You Do Not Need Thousands to Start Investing

The idea that investing requires large sums of money is outdated. In 2026, you can open a brokerage account with $1, buy fractional shares of any stock or ETF, and start building wealth with as little as $100. The most important factor is not how much you start with — it is when you start.

A $100 investment earning 8% annually doubles every nine years. The same $100 invested at age 25 vs. age 35 produces roughly twice the retirement wealth by age 65.

Step 1: Clear High-Interest Debt First

Before investing, pay off any debt with an interest rate above 7–8%. Paying down a 20% APR credit card is a guaranteed 20% return — no investment reliably beats that. Read our guide on how to pay off debt fast in 2026 before committing to investing if you carry high-rate debt.

Exception: if your employer offers a 401(k) match, always contribute enough to capture the full match first — it is a 50–100% instant return on your contribution.

Step 2: Open the Right Account

Your account type determines your tax treatment:

  • Roth IRA: Contribute after-tax dollars, but growth and withdrawals in retirement are tax-free. The 2026 contribution limit is $7,000 ($8,000 if age 50+). Best for most under-40 investors. See our guide on how to open a Roth IRA in 2026.
  • Traditional IRA: Contributions may be tax-deductible. Growth is tax-deferred. Best if you expect a lower tax rate in retirement.
  • Taxable brokerage account: No contribution limits, no tax advantages, but no restrictions on withdrawals. Good for money you might need before age 59½.

Step 3: Choose What to Buy With Your $100

With $100, you want broad diversification — not individual stocks (which require more capital to diversify properly).

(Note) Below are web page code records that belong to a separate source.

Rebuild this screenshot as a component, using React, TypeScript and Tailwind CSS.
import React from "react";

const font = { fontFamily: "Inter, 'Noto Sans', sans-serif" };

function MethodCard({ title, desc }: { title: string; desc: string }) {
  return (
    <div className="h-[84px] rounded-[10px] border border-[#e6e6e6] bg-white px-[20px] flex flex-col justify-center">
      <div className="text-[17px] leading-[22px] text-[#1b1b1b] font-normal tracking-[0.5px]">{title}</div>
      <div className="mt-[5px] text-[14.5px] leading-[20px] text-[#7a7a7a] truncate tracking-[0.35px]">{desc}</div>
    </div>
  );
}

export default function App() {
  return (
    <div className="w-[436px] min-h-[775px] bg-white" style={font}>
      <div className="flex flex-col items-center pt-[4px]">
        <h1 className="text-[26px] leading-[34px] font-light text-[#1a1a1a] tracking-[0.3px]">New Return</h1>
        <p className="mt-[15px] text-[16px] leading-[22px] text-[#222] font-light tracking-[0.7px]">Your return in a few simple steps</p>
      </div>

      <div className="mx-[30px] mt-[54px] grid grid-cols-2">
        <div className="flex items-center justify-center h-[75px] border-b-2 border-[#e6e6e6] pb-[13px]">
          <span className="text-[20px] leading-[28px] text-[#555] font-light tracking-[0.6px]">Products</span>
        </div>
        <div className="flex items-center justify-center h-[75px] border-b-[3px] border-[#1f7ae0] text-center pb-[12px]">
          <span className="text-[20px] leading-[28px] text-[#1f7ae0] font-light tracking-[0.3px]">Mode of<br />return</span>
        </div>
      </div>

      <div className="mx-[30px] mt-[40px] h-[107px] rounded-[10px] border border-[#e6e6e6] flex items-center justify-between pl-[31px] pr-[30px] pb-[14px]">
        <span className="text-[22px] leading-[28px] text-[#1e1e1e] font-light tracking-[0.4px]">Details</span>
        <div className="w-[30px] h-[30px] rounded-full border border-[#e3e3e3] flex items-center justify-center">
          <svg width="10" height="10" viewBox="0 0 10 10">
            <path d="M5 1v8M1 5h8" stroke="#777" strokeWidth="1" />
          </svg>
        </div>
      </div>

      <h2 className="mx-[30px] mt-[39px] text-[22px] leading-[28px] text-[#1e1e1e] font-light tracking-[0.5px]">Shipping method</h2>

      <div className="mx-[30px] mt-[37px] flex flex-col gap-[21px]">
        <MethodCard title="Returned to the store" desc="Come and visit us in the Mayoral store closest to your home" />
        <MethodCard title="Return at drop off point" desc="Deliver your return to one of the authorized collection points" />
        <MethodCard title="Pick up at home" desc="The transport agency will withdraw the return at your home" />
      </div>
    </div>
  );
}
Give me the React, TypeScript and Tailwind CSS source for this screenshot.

  • Total market index fund (e.g., VTI or FSKAX): Owns a slice of thousands of U.S. companies in one purchase. Expense ratios are 0.03–0.04% per year.
  • S&P 500 index fund (e.g., VOO, FXAIX): Tracks the 500 largest U.S. companies. Historically returns ~10% per year before inflation over long periods.
  • Target-date fund: Automatically shifts to a more conservative allocation as you near retirement. Great for set-it-and-forget-it investors.

Avoid individual stocks, crypto, and speculative assets with your first $100. Build the habit and the foundation first.

Best Platforms for Investing With $100 in 2026

  • Fidelity: $0 minimums, fractional shares ($1 minimum per trade), excellent index fund lineup with 0% expense ratio funds.
  • Charles Schwab: $0 minimums, fractional shares, strong research tools.
  • Vanguard: Best for long-term buy-and-hold investors. Owned by fund shareholders — no conflict of interest.
  • Robinhood / Webull: App-based, easy UX, fractional shares. Better for taxable accounts than retirement accounts.

The Power of Consistency Over Amount

Investing $100 one time is a start. The real wealth comes from making it a habit:

  • $100/month for 30 years at 8% average return = $149,000
  • $200/month for 30 years at 8% = $298,000
  • $500/month for 30 years at 8% = $745,000

Automate a monthly transfer to your investment account on payday. Increase the amount by $25 every six months. Do not time the market — keep investing through corrections.

Frequently Asked Questions

Is $100 enough to start investing?
Yes. Most major brokerages allow fractional share purchases starting at $1. The habit matters more than the starting amount.

What is the safest investment for beginners?
A broad market index fund (total U.S. market or S&P 500) is generally considered the most appropriate starting point for long-term investors. Past performance does not guarantee future results.

How long until $100 becomes $1,000?
At 8% annual return, $100 grows to about $1,000 in approximately 30 years. Adding regular contributions dramatically shortens that timeline.

Bottom Line

Starting to invest with $100 in 2026 is straightforward and accessible. Open a Roth IRA or brokerage account at a zero-commission platform, buy a low-cost index fund, and automate monthly contributions. Time in the market beats timing the market every time.